What your cleavage says about you

If your tatas could talk this is what they’d say


Boobs. Whether you’re an A or an FF, whether you love ’em or hate ’em, don’t underestimate them. And don’t think they’ll organise themselves.

When it comes to fashion, what you choose to do with your bosom is of life and death importance.

Whether you’re getting them out for the world to see or smuggling raisins on bra-free weeks, your cleavage is saying a lot.

When you have it free for all to see


Socks were harmed in the making of this photo

You’ve done it – you’ve gone for the big guns.

Making your norks the focal point of your appearance is a big statement, and no doubt one that will get you a few haters.

It’s a look that reaches its full potential with low cut tank tops, white v-necks and taking sexy albeit slightly deceptive (if you’ve stuffed your bra) selfies.

If you’re going for this look, you’re pretty much the walking embodiment of the “If you’ve got it, flaunt it” sentiment.

You’re ready for eyes to be trained squarely on your cleavage – and if you’re not, you should be. We’re only human after all. Prepare for the stare.

When it’s really inappropriate


There’s nothing wrong with showing some skin, but save it for the right place.

When you show up to your 9am lecture flaunting your bodacious bust it’s for one of two reasons.

Maybe you failed last term’s essay and you’re taking another approach by using your goods to your advantage. Or you simply haven’t changed out of last night’s look.

It doesn’t just stop at uni, or worse, interviews, but some will take this look all the way to the gym.

When your breasts look like they’re going to pop out and hit the person next to you, it’s obvious breaking a sweat is the last thing on your mind.

Get off the treadmill and into a sports bra, this is neither the time nor the place.

When you don’t have enough to fill your top


‘You could always try socks?’

It’s in the female nature to want what we don’t have but when it comes to stuffing a C cup with an A cup asset, there is no hope.

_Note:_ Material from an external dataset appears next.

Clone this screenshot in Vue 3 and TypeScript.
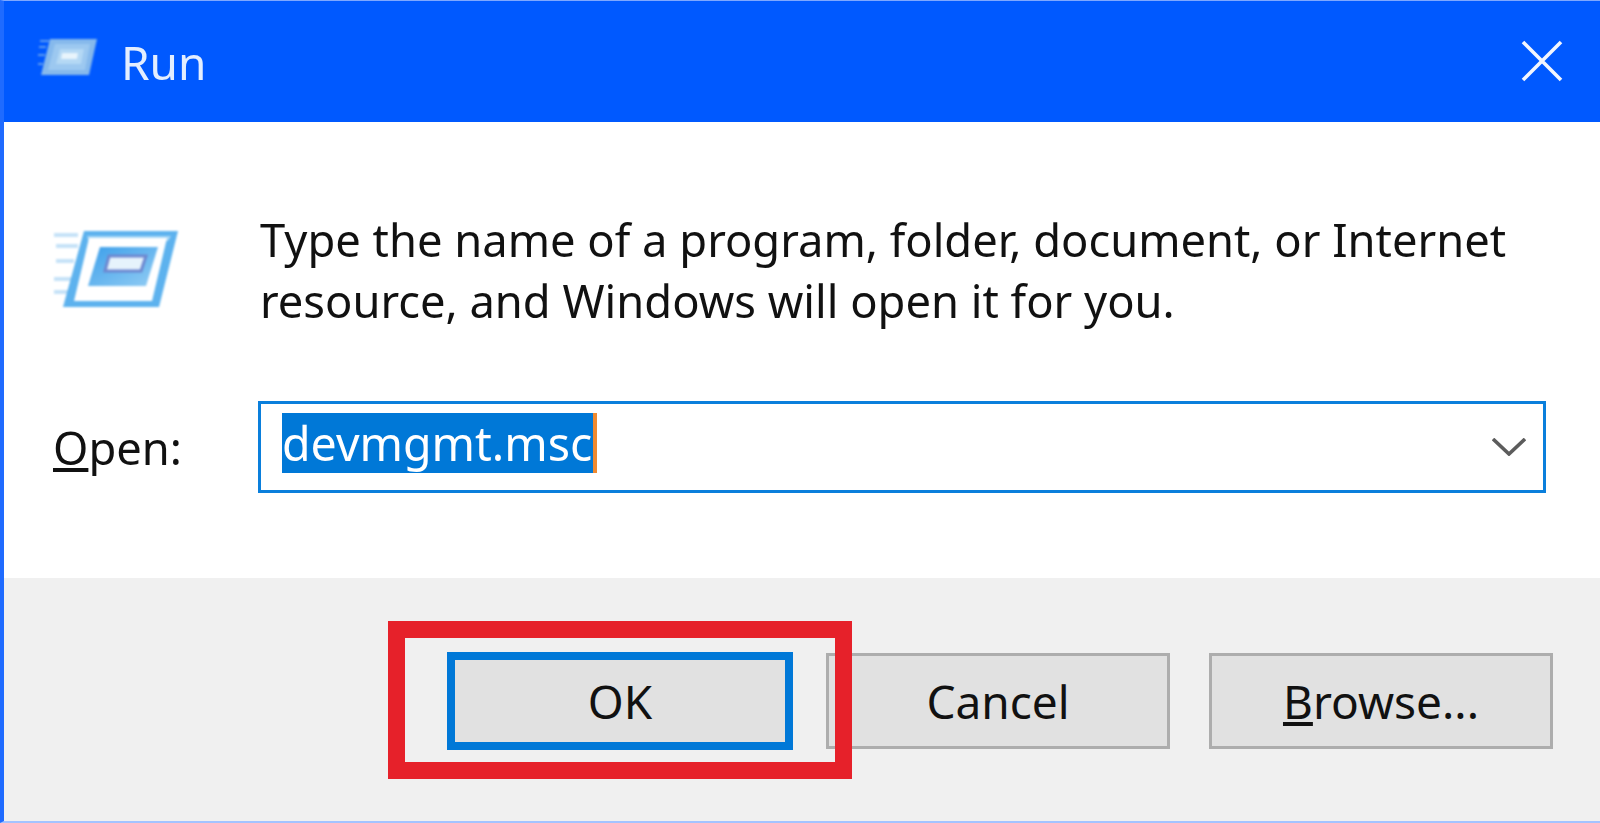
<template>
  <div class="run-dialog">
    <header class="titlebar">
      <svg class="title-icon" viewBox="0 0 70 50" aria-hidden="true">
        <path d="M2 4h9M1 10h7M0 18h7M0 27h5" stroke="#5f9cf0" stroke-width="2" fill="none" />
        <path d="M12 2h47l-8 36H3z" fill="#86b9ec" />
        <path d="M17 7h35l-5 26H10z" fill="#9cc8f0" />
        <path d="M22 12h24l-3 15H18z" fill="#b4d8f4" />
        <path d="M24 16h16l-1 6H23z" fill="#e8f4fc" />
      </svg>
      <span class="title">Run</span>
      <svg class="close" viewBox="0 0 42 42" aria-hidden="true">
        <path d="M2 2l38 38M40 2L2 40" stroke="#f2f6ff" stroke-width="3.6" fill="none" />
      </svg>
    </header>

    <main class="content">
      <div class="intro">
        <svg class="app-icon" viewBox="0 0 130 84" aria-hidden="true">
          <defs>
            <linearGradient id="screen-fill" x1="0" y1="0" x2="1" y2="1">
              <stop offset="0" stop-color="#3c9fea" />
              <stop offset="1" stop-color="#93cdf4" />
            </linearGradient>
          </defs>
          <path d="M1 6h24M3 17h22M3 32h18M1 50h20M1 63h14" stroke="#c5e2f8" stroke-width="4" fill="none" />
          <path d="M31 2h94l-19 76H10z" fill="#5db2ee" />
          <path d="M34 7h84l-3 5-79 1z" fill="#a9d8f7" />
          <path d="M36 9h78l-15 63H21z" fill="#ffffff" />
          <path d="M47 18h58l-12 39H35z" fill="url(#screen-fill)" />
          <path d="M56 27h37l-5 15H52z" fill="#e6f3fc" stroke="#6d87cf" stroke-width="3" />
        </svg>
        <p class="message">
          Type the name of a program, folder, document, or Internet<br />
          resource, and Windows will open it for you.
        </p>
      </div>
      <div class="open-row">
        <label class="open-label"><u>O</u>pen:</label>
        <div class="combo">
          <span class="selection">devmgmt.msc</span>
          <svg class="chevron" viewBox="0 0 34 18" aria-hidden="true">
            <path d="M1 1l16 15L33 1" stroke="#5c5c5c" stroke-width="3.6" fill="none" />
          </svg>
        </div>
      </div>
    </main>

    <footer class="actions">
      <button class="btn btn-default">
        OK
        <span class="highlight"></span>
      </button>
      <button class="btn">Cancel</button>
      <button class="btn"><u>B</u>rowse...</button>
    </footer>
  </div>
</template>

<script setup lang="ts">
</script>

<style>
html,
body {
  margin: 0;
  overflow: hidden;
}
</style>

<style scoped>
.run-dialog {
  width: 1600px;
  height: 823px;
  box-sizing: border-box;
  display: flex;
  flex-direction: column;
  background: #fff;
  border-left: 4px solid #1f6bff;
  border-top: 1px solid #7fa8ff;
  border-bottom: 2px solid #a3c3ff;
  font-family: "Noto Sans", "Open Sans", sans-serif;
  color: #111;
}
.titlebar {
  height: 121px;
  flex: none;
  display: flex;
  align-items: center;
  padding: 0 37px 0 34px;
  background: #0059ff;
}
.title-icon {
  width: 70px;
  height: 50px;
  filter: blur(1px);
}
.title {
  margin-left: 13px;
  font-size: 46px;
  line-height: 1;
  color: #e3eeff;
  filter: blur(0.6px);
}
.close {
  width: 42px;
  height: 42px;
  margin-left: auto;
  margin-top: -2px;
  filter: blur(0.5px);
}
.content {
  flex: 1;
  display: flex;
  flex-direction: column;
  padding: 0 54px 0 49px;
}
.intro {
  display: flex;
  align-items: flex-start;
  margin-top: 87px;
}
.app-icon {
  width: 130px;
  height: 84px;
  margin-top: 20px;
  flex: none;
  filter: blur(1px);
}
.message {
  margin: 0 0 0 77px;
  font-size: 45.3px;
  line-height: 61px;
  white-space: nowrap;
  filter: blur(0.6px);
}
.open-row {
  display: flex;
  align-items: center;
  margin-top: 70px;
}
.open-label {
  width: 205px;
  flex: none;
  font-size: 45.3px;
  filter: blur(0.6px);
}
.combo {
  flex: 1;
  height: 92px;
  box-sizing: border-box;
  display: flex;
  align-items: center;
  justify-content: space-between;
  padding: 0 17px 0 21px;
  border: 3px solid #0a7fdc;
}
.selection {
  height: 60px;
  margin-top: -9px;
  padding-right: 1px;
  display: flex;
  align-items: center;
  font-size: 46.5px;
  color: #fff;
  background: #0078d7;
  border-right: 4px solid #f08a30;
  filter: blur(0.4px);
}
.chevron {
  width: 34px;
  height: 18px;
  filter: blur(0.5px);
}
.actions {
  height: 243px;
  flex: none;
  display: flex;
  gap: 39px;
  padding: 75px 47px 0 0;
  box-sizing: border-box;
  justify-content: flex-end;
  background: #f0f0f0;
}
.btn {
  position: relative;
  width: 344px;
  height: 96px;
  padding: 0;
  font: inherit;
  font-size: 46px;
  color: #111;
  background: #e1e1e1;
  border: 3px solid #adadad;
}
.btn-default {
  z-index: 1;
  width: 346px;
  height: 98px;
  margin-top: -1px;
  margin-right: -6px;
  border: 8px solid #0078d7;
}
.highlight {
  position: absolute;
  left: -67px;
  top: -39px;
  width: 430px;
  height: 124px;
  border: 17px solid #e6212a;
}
</style>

Everyone can see your struggle, but at least you’ve tried. Whether you’re stuffing your bra with socks, wearing clothes that are just that bit too small around the chest, or going wild with the bronzer to try to create That Crease.

You’ll feel and look a lot better if you just work with what you have. Embrace it, tell everyone it’s high fashion.

Flat is the new black.

When you could show some more


An example of standard night out boobage

How much or how little cleavage you show is the most important decision when getting ready for a night out.

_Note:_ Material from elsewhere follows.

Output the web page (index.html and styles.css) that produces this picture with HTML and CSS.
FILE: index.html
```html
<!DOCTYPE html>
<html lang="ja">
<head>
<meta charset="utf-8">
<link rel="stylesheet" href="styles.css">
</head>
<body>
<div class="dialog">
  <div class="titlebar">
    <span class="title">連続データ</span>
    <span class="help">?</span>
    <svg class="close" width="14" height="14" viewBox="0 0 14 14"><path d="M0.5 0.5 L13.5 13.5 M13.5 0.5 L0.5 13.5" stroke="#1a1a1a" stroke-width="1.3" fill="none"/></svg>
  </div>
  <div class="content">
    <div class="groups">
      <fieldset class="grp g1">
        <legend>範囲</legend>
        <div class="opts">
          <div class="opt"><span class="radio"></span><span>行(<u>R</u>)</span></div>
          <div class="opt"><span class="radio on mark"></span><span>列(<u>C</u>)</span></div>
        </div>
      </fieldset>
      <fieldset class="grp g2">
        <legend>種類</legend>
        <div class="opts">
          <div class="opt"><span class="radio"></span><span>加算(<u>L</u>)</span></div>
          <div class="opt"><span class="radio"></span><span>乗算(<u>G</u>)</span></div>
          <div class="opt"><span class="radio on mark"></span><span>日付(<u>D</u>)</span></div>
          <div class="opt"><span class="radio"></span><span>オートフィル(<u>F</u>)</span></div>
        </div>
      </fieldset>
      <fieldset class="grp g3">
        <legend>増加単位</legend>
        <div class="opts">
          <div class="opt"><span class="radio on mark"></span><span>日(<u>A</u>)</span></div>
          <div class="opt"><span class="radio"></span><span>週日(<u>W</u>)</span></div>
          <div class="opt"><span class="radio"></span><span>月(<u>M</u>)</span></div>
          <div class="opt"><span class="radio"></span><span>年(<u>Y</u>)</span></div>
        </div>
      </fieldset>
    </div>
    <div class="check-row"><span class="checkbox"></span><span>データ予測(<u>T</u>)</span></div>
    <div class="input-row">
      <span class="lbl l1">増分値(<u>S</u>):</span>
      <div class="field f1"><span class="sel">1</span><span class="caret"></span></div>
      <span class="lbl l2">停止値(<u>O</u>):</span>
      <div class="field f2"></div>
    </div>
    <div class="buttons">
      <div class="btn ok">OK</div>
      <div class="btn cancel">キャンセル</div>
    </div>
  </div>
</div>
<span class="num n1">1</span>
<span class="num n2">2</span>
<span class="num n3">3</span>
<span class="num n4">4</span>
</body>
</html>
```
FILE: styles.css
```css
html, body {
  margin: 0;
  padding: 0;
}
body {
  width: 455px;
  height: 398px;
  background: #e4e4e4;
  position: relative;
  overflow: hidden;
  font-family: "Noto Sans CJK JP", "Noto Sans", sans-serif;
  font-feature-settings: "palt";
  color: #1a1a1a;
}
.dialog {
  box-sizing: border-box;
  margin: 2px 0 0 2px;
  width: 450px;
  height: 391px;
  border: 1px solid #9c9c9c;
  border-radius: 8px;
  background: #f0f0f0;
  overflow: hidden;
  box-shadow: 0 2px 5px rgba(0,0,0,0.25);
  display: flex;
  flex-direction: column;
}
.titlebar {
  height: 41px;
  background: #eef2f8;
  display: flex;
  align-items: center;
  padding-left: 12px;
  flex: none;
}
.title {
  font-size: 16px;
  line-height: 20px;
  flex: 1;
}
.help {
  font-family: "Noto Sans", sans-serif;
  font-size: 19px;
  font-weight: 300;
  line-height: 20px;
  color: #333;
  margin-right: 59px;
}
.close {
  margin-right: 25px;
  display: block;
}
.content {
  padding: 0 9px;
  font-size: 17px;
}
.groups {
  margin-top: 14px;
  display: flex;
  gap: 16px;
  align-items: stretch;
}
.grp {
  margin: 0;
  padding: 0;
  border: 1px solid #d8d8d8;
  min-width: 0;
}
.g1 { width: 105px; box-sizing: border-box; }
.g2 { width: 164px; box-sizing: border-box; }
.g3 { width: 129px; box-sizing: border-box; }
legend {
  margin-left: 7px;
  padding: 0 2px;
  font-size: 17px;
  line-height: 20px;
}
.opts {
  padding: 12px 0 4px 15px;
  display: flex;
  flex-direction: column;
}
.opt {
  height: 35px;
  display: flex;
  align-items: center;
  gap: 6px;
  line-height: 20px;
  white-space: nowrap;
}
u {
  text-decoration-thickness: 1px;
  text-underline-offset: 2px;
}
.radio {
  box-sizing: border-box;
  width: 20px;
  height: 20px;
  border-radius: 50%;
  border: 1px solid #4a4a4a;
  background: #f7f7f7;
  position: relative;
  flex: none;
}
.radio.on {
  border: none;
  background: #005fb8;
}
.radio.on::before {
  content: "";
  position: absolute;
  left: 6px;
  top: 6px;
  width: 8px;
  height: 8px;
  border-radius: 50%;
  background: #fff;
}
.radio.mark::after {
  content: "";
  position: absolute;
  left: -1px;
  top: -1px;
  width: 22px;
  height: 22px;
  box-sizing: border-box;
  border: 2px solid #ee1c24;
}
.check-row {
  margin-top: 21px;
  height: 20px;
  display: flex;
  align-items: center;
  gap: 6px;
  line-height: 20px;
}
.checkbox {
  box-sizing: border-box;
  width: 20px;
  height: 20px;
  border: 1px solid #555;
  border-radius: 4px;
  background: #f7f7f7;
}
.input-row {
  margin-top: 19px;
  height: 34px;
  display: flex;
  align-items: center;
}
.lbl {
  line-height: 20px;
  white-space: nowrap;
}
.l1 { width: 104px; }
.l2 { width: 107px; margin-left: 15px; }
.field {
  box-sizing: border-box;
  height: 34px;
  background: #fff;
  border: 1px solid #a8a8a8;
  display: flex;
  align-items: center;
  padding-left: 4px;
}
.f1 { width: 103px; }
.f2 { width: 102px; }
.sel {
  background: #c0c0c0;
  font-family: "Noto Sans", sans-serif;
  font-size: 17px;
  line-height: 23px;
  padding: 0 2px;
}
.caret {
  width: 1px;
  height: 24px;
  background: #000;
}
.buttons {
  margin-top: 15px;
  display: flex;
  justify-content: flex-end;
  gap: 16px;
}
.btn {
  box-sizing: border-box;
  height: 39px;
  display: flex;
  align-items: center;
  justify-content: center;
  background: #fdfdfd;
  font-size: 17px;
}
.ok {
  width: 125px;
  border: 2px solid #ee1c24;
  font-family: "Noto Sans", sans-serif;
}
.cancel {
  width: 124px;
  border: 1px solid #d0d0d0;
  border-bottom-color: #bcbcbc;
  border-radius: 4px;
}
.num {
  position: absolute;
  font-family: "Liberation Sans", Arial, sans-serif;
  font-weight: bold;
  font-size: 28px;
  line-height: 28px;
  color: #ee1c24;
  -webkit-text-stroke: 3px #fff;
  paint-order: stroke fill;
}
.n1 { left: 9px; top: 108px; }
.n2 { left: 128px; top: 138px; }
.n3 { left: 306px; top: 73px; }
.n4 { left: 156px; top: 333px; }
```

It’s easy to get cold feet two minutes before the taxis arrive and put the plunging necklines – maybe you want to be a bit more “tasteful”, maybe you’re just a bit cold, maybe it’s a legs-not-boobs night.

Sure, you don’t always need cleavage to have a good time, but there’s nothing worse than going half-assed and regretting your group shots the next day when you wish you’d gone half an inch lower.

When you just couldn’t give a fuck


This is what real comfort looks like

Love might make you happy, sex might make you happy, watching hours of Netflix while in bed hungover might make you happy – but nothing, and I mean nothing, will give you the happiness you get from being a released from a 10 hour day of boob jail.

Sure, you can get some pretty bras, but it’s tempting to embrace that feeling of end-of-the-day bra-less freedom and channel it all day long.

Think backless tops, think early-90’s Jen Aniston nipples – think freedom.

No judgement. No bra.

When you don’t have anything anyway


“Is that her back?”

You can cross being a Victoria’s Secret Angel off the list, but don’t worry, you’re not alone. You share this flat chest syndrome with more than half the population.

On the other hand it has its perks, at least you don’t have to wear a bra (or hold your boobs while you run upstairs either).